Left: Tennessee Tech iCube program manager Stephanie Scarborough helps prepare NASCAR driver Ross Chastain to film a PSA for the iCube-produced “Use Your Melon” sober driving campaign with the Tennessee Highway Safety Office. Right: A screengrab of a Tennessee Tech iCube-produced video PSA featuring NASCAR driver Ross Chastain.
Left:
Tennessee Tech iCube program manager Stephanie Scarborough helps prepare NASCAR driver Ross Chastain to film a PSA for the iCube-produced “Use Your Melon” sober driving campaign with the Tennessee Highway Safety Office. Right: A screengrab of a Tennessee Tech iCube-produced video PSA featuring NASCAR driver Ross Chastain. 


NASCAR driver Ross Chastain is known for smashing a watermelon to celebrate his wins on the racetrack. Now, he’s putting his signature move to use for a good cause through a media campaign produced by iCube, an arm of Tennessee Tech University’s College of Business dedicated to bringing creative solutions to traditional problems.

iCube is a partner for the Tennessee Highway Safety Office, which is working with Chastain on promotional events and messaging encouraging Tennesseans to drive sober. 

“The Tennessee Highway Safety Office started working with Ross on a ‘Use Your Melon’ campaign to promote sober driving,” said Stephanie Scarborough, iCube program manager at Tech. “Through the work that we do with THSO, we do a lot of their media and we’ve been able to come alongside them on this partnership to create a paid digital and social campaign and plan public events raising awareness about the dangers of impaired driving.”

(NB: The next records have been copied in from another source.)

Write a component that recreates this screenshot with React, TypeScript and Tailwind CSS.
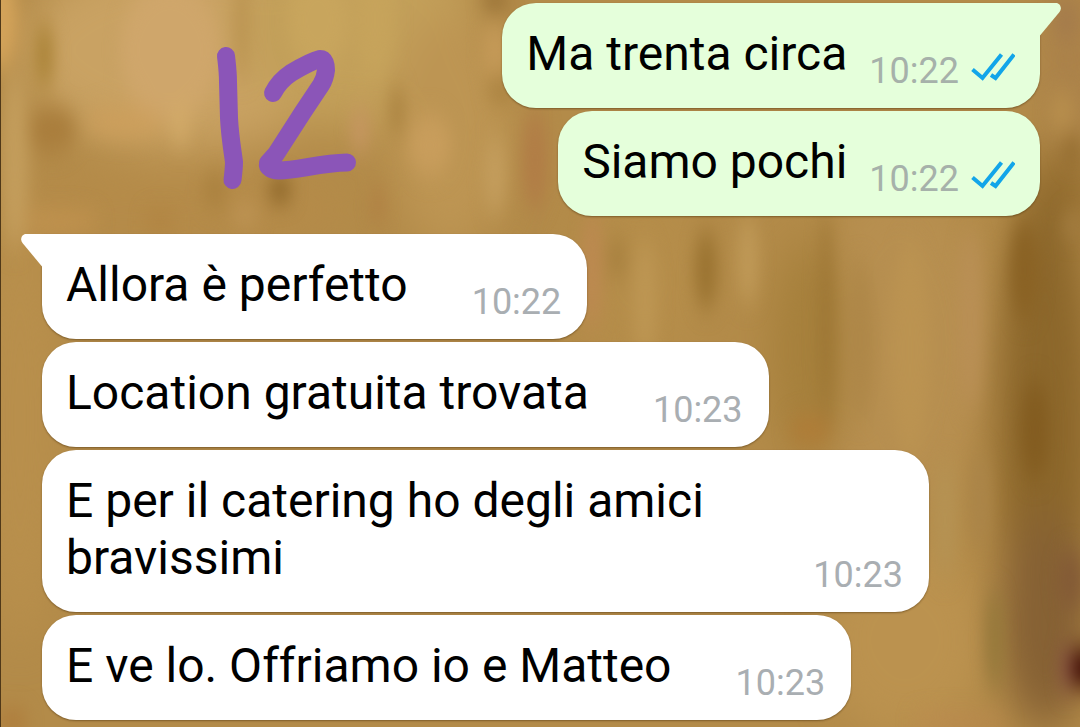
import React from "react";
import clsx from "clsx";

interface Message {
    id: number;
    text: string;
    time: string;
    sent: boolean;
    // First message of a group carries the tail
    first?: boolean;
}

const messages: Message[] = [
    { id: 1, text: "Ma trenta circa", time: "10:22", sent: true, first: true },
    { id: 2, text: "Siamo pochi", time: "10:22", sent: true },
    { id: 3, text: "Allora è perfetto", time: "10:22", sent: false, first: true },
    { id: 4, text: "Location gratuita trovata", time: "10:23", sent: false },
    { id: 5, text: "E per il catering ho degli amici bravissimi", time: "10:23", sent: false },
    { id: 6, text: "E ve lo. Offriamo io e Matteo", time: "10:23", sent: false },
];

// Soft wood grain spots: cx, cy, rx, ry, fill
type Spot = [number, number, number, number, string];

// Wide areas of tone
const tones: Spot[] = [
    [190, 50, 170, 100, "#c9a263"],
    [360, 30, 120, 100, "#c3a05a"],
    [150, 210, 200, 40, "#b58b49"],
    [450, 130, 60, 120, "#bd9553"],
    [1070, 60, 30, 90, "#ab824a"],
    [1060, 190, 40, 40, "#956e30"],
    [20, 420, 40, 220, "#b88f4c"],
    [640, 280, 70, 90, "#b58d4a"],
    [900, 350, 90, 170, "#b78f50"],
    [810, 350, 40, 110, "#a6803c"],
    [1045, 430, 50, 240, "#8c672b"],
    [905, 640, 80, 100, "#bb924f"],
    [1045, 620, 45, 110, "#866134"],
];

// Narrow streaks and knots
const streaks: Spot[] = [
    [0, 20, 18, 50, "#d3a35a"],
    [15, 160, 14, 90, "#c39d5c"],
    [170, 50, 50, 70, "#cfa66b"],
    [318, 20, 30, 50, "#c8a55d"],
    [375, 20, 20, 60, "#c6a35b"],
    [242, 20, 7, 60, "#ba9350"],
    [44, 55, 9, 34, "#a98236"],
    [52, 130, 24, 22, "#a97d3c"],
    [125, 122, 40, 14, "#cd9f5c"],
    [180, 122, 9, 24, "#d2aa68"],
    [60, 222, 40, 8, "#c59551"],
    [160, 222, 16, 8, "#b08240"],
    [215, 190, 12, 16, "#a9803e"],
    [280, 190, 12, 10, "#805a1e"],
    [245, 215, 14, 8, "#c2985a"],
    [360, 130, 8, 24, "#c79663"],
    [397, 110, 5, 26, "#a27a38"],
    [378, 205, 6, 20, "#b07e42"],
    [430, 145, 22, 30, "#c89d5c"],
    [495, 50, 12, 28, "#c59a58"],
    [495, 0, 14, 6, "#7e5822"],
    [500, 90, 14, 6, "#9b7330"],
    [495, 175, 10, 40, "#c49e5e"],
    [535, 160, 12, 50, "#b17c46"],
    [592, 270, 8, 60, "#be8852"],
    [617, 258, 9, 20, "#a67f3e"],
    [645, 300, 12, 60, "#bd9653"],
    [706, 270, 11, 40, "#997230"],
    [748, 260, 10, 45, "#c09a58"],
    [826, 320, 6, 110, "#9b7432"],
    [860, 340, 12, 80, "#ae8748"],
    [910, 350, 20, 110, "#bb9351"],
    [970, 320, 12, 90, "#b98f55"],
    [810, 430, 22, 12, "#b07b36"],
    [1025, 270, 14, 50, "#8a6224"],
    [1035, 430, 14, 50, "#835c20"],
    [1072, 225, 10, 10, "#a88246"],
    [1066, 20, 12, 20, "#a47b4c"],
    [1062, 112, 12, 20, "#b88f4d"],
    [1072, 150, 8, 12, "#8e672a"],
    [945, 520, 12, 60, "#b59253"],
    [980, 500, 10, 50, "#ab8549"],
    [995, 640, 8, 50, "#94793a"],
    [1070, 580, 12, 30, "#835a36"],
    [960, 722, 50, 6, "#bd8850"],
    [12, 722, 16, 10, "#ad7838"],
    [1066, 668, 5, 26, "#824a42"],
    [1084, 668, 12, 20, "#3a0600"],
];

const renderSpots = (spots: Spot[]) =>
    spots.map(([cx, cy, rx, ry, fill], i) => (
        <ellipse key={i} cx={cx} cy={cy} rx={rx} ry={ry} fill={fill} />
    ));

const Wallpaper: React.FC = () => (
    <svg
        className="absolute inset-0 h-full w-full"
        viewBox="0 0 1080 727"
        preserveAspectRatio="none"
        aria-hidden="true"
    >
        <defs>
            <filter
                id="tone"
                filterUnits="userSpaceOnUse"
                x="-100"
                y="-100"
                width="1280"
                height="927"
                colorInterpolationFilters="sRGB"
            >
                <feGaussianBlur stdDeviation="18 24" />
            </filter>
            <filter
                id="streak"
                filterUnits="userSpaceOnUse"
                x="-100"
                y="-100"
                width="1280"
                height="927"
                colorInterpolationFilters="sRGB"
            >
                <feGaussianBlur stdDeviation="8 12" />
            </filter>
        </defs>
        <rect width="1080" height="727" fill="#b38b49" />
        <g filter="url(#tone)">{renderSpots(tones)}</g>
        <g filter="url(#streak)">{renderSpots(streaks)}</g>
        <rect width="1" height="727" fill="#4f3818" />
    </svg>
);

// Number drawn by hand over the chat
const Scribble: React.FC = () => (
    <svg
        className="absolute left-[210px] top-10"
        width="160"
        height="160"
        viewBox="210 40 160 160"
        fill="none"
        stroke="#8b55b8"
        strokeWidth="18"
        strokeLinecap="round"
        strokeLinejoin="round"
        role="img"
        aria-label="12"
    >
        <path d="M226 56 C227 65 228 72 228 82 L229 118 C230 137 232 147 234 162 Q234 168 232.500 180" />
        <path d="M273 93 C278 83 285 77 291 73 C301 67 312 61 320 59 C325 59 326 65 326 70 Q325 79 321 85 L303 112 L276 154 L268 163 C267 168 272 170 279 170.500 C298 170 321 163 347 162.500" />
    </svg>
);

const Tail: React.FC<{ sent: boolean }> = ({ sent }) => (
    <svg
        className={clsx(
            "absolute top-0",
            sent ? "left-full text-[#e5ffdb]" : "right-full -scale-x-100 text-white"
        )}
        width="21"
        height="34"
        viewBox="0 0 21 34"
        aria-hidden="true"
    >
        <path d="M-1 0 H16 C20 0 22.500 5 19.500 9 L0 32.500 H-1 Z" fill="currentColor" />
    </svg>
);

const ReadTicks: React.FC = () => (
    <svg
        className="mb-[26px] ml-3 shrink-0"
        width="44"
        height="30"
        viewBox="0 0 44 30"
        fill="none"
        stroke="#12a5e9"
        strokeWidth="4"
        role="img"
        aria-label="Letto"
    >
        <path d="M1.500 17.500 L11.500 26 L30.500 2.500" />
        <path d="M20 23 L24.500 26 L43 2.500" />
    </svg>
);

const Bubble: React.FC<{ message: Message }> = ({ message }) => {
    const { text, time, sent, first } = message;

    return (
        <li
            className={clsx(
                "relative flex max-w-[887px] items-end rounded-[34px] pl-6 shadow-[0_1px_2px_rgba(60,35,0,0.45)]",
                sent ? "self-end bg-[#e5ffdb] pr-[25px]" : "self-start bg-white pr-[26px]",
                first && sent && "rounded-tr-none",
                first && !sent && "mt-[15px] rounded-tl-none"
            )}
        >
            {first && <Tail sent={sent} />}
            <p className="pb-[26px] pt-[22px] text-[48px] leading-[57px] text-black">{text}</p>
            <time
                className={clsx(
                    "shrink-0 pb-4 text-[36px] leading-[42px]",
                    sent ? "ml-[22px] text-[#a6b1aa]" : "ml-16 text-[#a9aeb2]"
                )}
            >
                {time}
            </time>
            {sent && <ReadTicks />}
        </li>
    );
};

export default function App() {
    return (
        <main className="relative min-h-screen overflow-hidden bg-[#b38b49] font-['Roboto',sans-serif]">
            <Wallpaper />
            <ul className="relative flex flex-col gap-[3px] pb-[7px] pl-[42px] pr-10 pt-[3px]">
                {messages.map((message) => (
                    <Bubble key={message.id} message={message} />
                ))}
            </ul>
            <Scribble />
        </main>
    );
}
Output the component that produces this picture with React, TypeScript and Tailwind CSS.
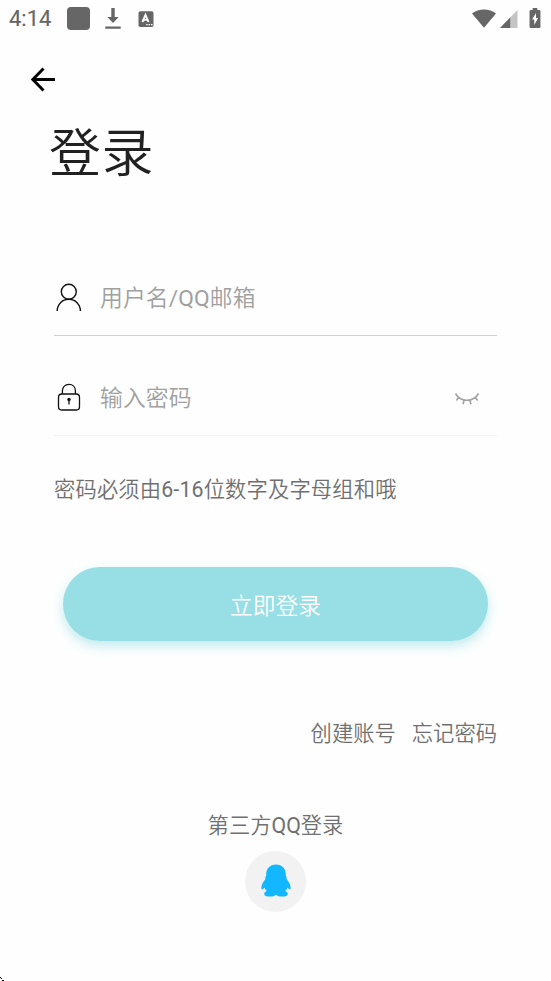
import { useState } from 'react';
import type { ReactNode } from 'react';

function StatusBar() {
  return (
    <div className="flex h-[38px] items-center pl-[9px] text-[#666666]">
      <span className="w-[58px] text-[22px] leading-[38px] font-normal [-webkit-text-stroke:0.15px_#666666]">4:14</span>
      <div className="mb-px h-[23px] w-[23px] rounded-[4px] bg-[#666666]" />
      {/* Download */}
      <svg className="ml-[15px]" width="16" height="22" viewBox="0 0 16 22" fill="currentColor">
        <path d="M6.300 0h3.400v9h4L8 15 2.300 9h4zM.3 18.500h15.400v2.200H.3z" />
      </svg>
      {/* Keyboard language */}
      <svg className="mb-px ml-[17px]" width="16" height="16" viewBox="0 0 16 16">
        <rect x=".5" y=".3" width="15" height="15.7" rx="1.8" fill="#666666" />
        <path d="M4.4 11 7.5 4l3 7M5.6 8.9h3.9" fill="none" stroke="#fff" strokeWidth="1.9" />
        <path d="M8.2 13h1.5v1.3H8.2zm2.4 0h1.5v1.3h-1.5zm2.4 0h1.5v1.3H13z" fill="#fff" />
      </svg>
      {/* Wifi, signal, battery */}
      <svg className="mb-[2px] ml-auto" width="24" height="19" viewBox="0 0 24 19" fill="currentColor">
        <path d="M0 4.500C6.600-.8 17.400-.8 24 4.500L12 18.700z" />
      </svg>
      <svg className="ml-[4px]" width="18" height="18" viewBox="0 0 18 18" fill="currentColor">
        <path d="M17.500 0v18H0z" fill="#c4c4c4" />
        <path d="M10.200 7.500V18H0z" />
      </svg>
      <svg className="mr-[10px] mb-[2px] ml-[11px]" width="12" height="20" viewBox="0 0 13 20" preserveAspectRatio="none">
        <path d="M4 0h5v2h2a1.4 1.4 0 0 1 1.4 1.4v15A1.4 1.4 0 0 1 11 20H2a1.4 1.4 0 0 1-1.4-1.6v-15A1.4 1.4 0 0 1 2 2h2z" fill="#666666" />
        <path d="M7.6 5 3.3 11.600h2.400V17l4.100-7H7.600z" fill="#fff" />
      </svg>
    </div>
  );
}

function UserIcon() {
  return (
    <svg width="30" height="30" viewBox="0 0 30 30" fill="none" stroke="#111" strokeWidth="1.4">
      <circle cx="14.800" cy="8.800" r="7.500" />
      <path d="M3.200 28c0-6.600 5-11.700 11.600-11.700S26.400 21.400 26.400 28" />
    </svg>
  );
}

function LockIcon() {
  return (
    <svg width="30" height="30" viewBox="0 0 30 30" fill="none" stroke="#111" strokeWidth="1.3">
      <rect x="4.500" y="11" width="21" height="16" rx="3.200" />
      <path d="M8.400 11V7.800C8.400 4 11.200 1.300 15 1.300s6.400 2.700 6.400 6.500V11" />
      <circle cx="15" cy="16.500" r="1.700" fill="#111" stroke="none" />
      <path d="M15 16.500v5" />
    </svg>
  );
}

function ClosedEyeIcon() {
  return (
    <svg width="26" height="14" viewBox="0 0 26 14" fill="none" stroke="#a3a3a3" strokeWidth="1.6">
      <path d="M1.500 1.500C6.500 10.500 19.500 10.500 24.500 1.500M4.800 5.300 2.300 8.500M10.200 8 9 12.300M15.800 8 17 12.300M21.200 5.300l2.500 3.200" />
    </svg>
  );
}

function PenguinIcon() {
  return (
    <svg width="30" height="34" viewBox="0 0 30 34" fill="#12b7ff">
      <path d="M15 .5C8.700.5 5.200 5 5.200 10.300v1.800c-.7.800-1.200 1.700-.8 3C2.200 18 .2 21.500.3 24.100c.1 1.300.9 1.500 1.800.8.700-.5 1-1 1.400-1.500.4 1.500 1.200 2.600 2.300 3.700-1.600.7-2.600 1.600-2.600 2.900 0 1.800 2.400 2.600 5.500 2.600 2.800 0 5-.7 6.300-1.900 1.300 1.200 3.500 1.900 6.300 1.900 3.100 0 5.500-.8 5.500-2.600 0-1.300-1-2.200-2.600-2.900 1.100-1.100 1.900-2.200 2.300-3.700.4.500.7 1 1.400 1.500.9.700 1.700.5 1.800-.8.100-2.600-1.900-6.100-4.100-9 .4-1.300-.1-2.200-.8-3v-1.800C24.800 5 21.300.5 15 .5Z" />
    </svg>
  );
}

interface FieldProps {
  icon: ReactNode;
  placeholder: string;
  type: string;
  border: string;
  children?: ReactNode;
}

function Field({ icon, placeholder, type, border, children }: FieldProps) {
  return (
    <div className={`flex h-[76px] items-center border-b ${border}`}>
      {icon}
      <input
        type={type}
        placeholder={placeholder}
        className="mt-[2px] ml-[16px] h-[40px] min-w-0 flex-1 bg-transparent text-[22.800px] tracking-[0.1px] text-[#444] outline-none placeholder:text-[#a0a0a0]"
      />
      {children}
    </div>
  );
}

export default function App() {
  const [visible, setVisible] = useState(false);

  return (
    <div className="flex h-[981px] w-[551px] flex-col overflow-hidden bg-[#fefefe] font-['Roboto','Noto_Sans_CJK_SC_DemiLight','Noto_Sans_CJK_SC',sans-serif]">
      <StatusBar />

      <button className="mt-[28px] ml-[29px] h-[26px] w-[27px]" aria-label="返回">
        <svg width="27" height="26" viewBox="0 0 27 26" fill="none" stroke="#000" strokeWidth="2.900">
          <path d="M26 13.500H4.300M14.500 2.500 3.800 13.500l10.700 11" />
        </svg>
      </button>

      <h1 className="mt-[23px] ml-[49px] text-[52px] leading-[80px] tracking-[0.5px] text-[#212121]">登录</h1>

      <form className="mt-[65px] mr-[54px] ml-[54px] flex flex-col" onSubmit={(e) => e.preventDefault()}>
        <Field icon={<UserIcon />} placeholder="用户名/QQ邮箱" type="text" border="border-[#d3d3d3]" />
        <div className="h-[24px]" />
        <Field icon={<LockIcon />} placeholder="输入密码" type={visible ? 'text' : 'password'} border="border-[#f4f4f4]">
          <button type="button" className="mt-[3px] mr-[17px]" aria-label="显示密码" onClick={() => setVisible(!visible)}>
            <ClosedEyeIcon />
          </button>
        </Field>

        <p className="mt-[39px] text-[21.300px] leading-[30px] tracking-[0.15px] whitespace-nowrap text-[#707070]">
          密码必须由6-16位数字及字母组和哦
        </p>

        <button
          type="submit"
          className="mx-[9px] mt-[62px] h-[74px] rounded-full bg-[#98dee5] pt-[6px] text-[22.800px] text-white shadow-[0_5px_12px_#98dee599]"
        >
          立即登录
        </button>
      </form>

      <div className="mt-[78px] mr-[54px] flex justify-end gap-[16px] text-[21.300px] leading-[30px] text-[#707070]">
        <a href="#">创建账号</a>
        <a href="#">忘记密码</a>
      </div>

      <div className="mt-[62px] flex flex-col items-center text-[21.300px] leading-[30px] text-[#707070]">
        <span>第三方QQ登录</span>
        <button className="mt-[10px] flex h-[61px] w-[61px] items-center justify-center rounded-full bg-[#f2f2f2] pb-[2px]" aria-label="QQ">
          <PenguinIcon />
        </button>
      </div>

      {/* Pointer tip in the corner */}
      <svg className="mt-auto" width="5" height="5" viewBox="0 0 5 5" fill="#000">
        <path d="M0 1h1v1H0zM1 2h1v1H1zM2 4h2v1H2z" />
      </svg>
    </div>
  );
}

iCube, located in Tech’s Volpe Library, has extensive experience in policy and advertising campaigns. It now designs roughly a dozen paid media campaigns for the Tennessee Highway Safety Office each year as part of a $1.2 million grant, according to iCube associate marketing director Sydney Kiser. 

“We really are a fully functioning ad agency,” Kiser noted.

While iCube has taken on a number of impactful campaigns for clients over the years – from fighting the opioid crisis and encouraging healthy choices for diabetes patients, to promoting car seat safety and cautioning against smoking for those who are pregnant – Scarborough and Kiser say their work with Chastain has been particularly rewarding.

“One thing I have noticed about working with Ross, is that NASCAR has a very broad fan base. We’ll have kids, teenagers, parents and grandparents that come out to our events with him,” said Scarborough. “We’ve worked with other influencers in the past and he has been a very good, personable partner to have in this effort. He really does care about spreading this message of being safe on the roadways.”

“We’re not trying to sell anything. In all our advertisements and marketing, we’re trying to change people’s behavior and, in the end, hopefully save lives,” added Kiser.

In one of the iCube-produced PSAs for THSO, Chastain introduces himself to viewers as “the guy who likes to smash watermelons on the front stretch of the Nashville Superspeedway,” before adding, “You know what I never smash? Safety rules.”

“Racing is all about control and the same goes for life on the road,” Chastain continues in the PSA. “So, use your melon and don’t mix drinking and driving … We’re all racing to a safer Tennessee, and we want you there at the finish line.”

Kiser and Scarborough, both of whom are also Tech alums, say the partnership with Chastain is one of several ways that iCube works to promote safety behind the wheel. 

Most recently, iCube produced an animated commercial as part of a “Fans Don’t Let Fans Drive Drunk” campaign. The video message, scripted entirely by iCube, plays in sports venues across the state as part of a partnership with the Tennessee Titans, Memphis Grizzlies, Nashville Predators and others. The projects are funded through a grant provided by the Tennessee Highway Safety Office. 

“Our goal is the road to zero – zero fatalities,” Kiser concluded. “We’re trying to bring awareness and change to our fellow Tennesseans.”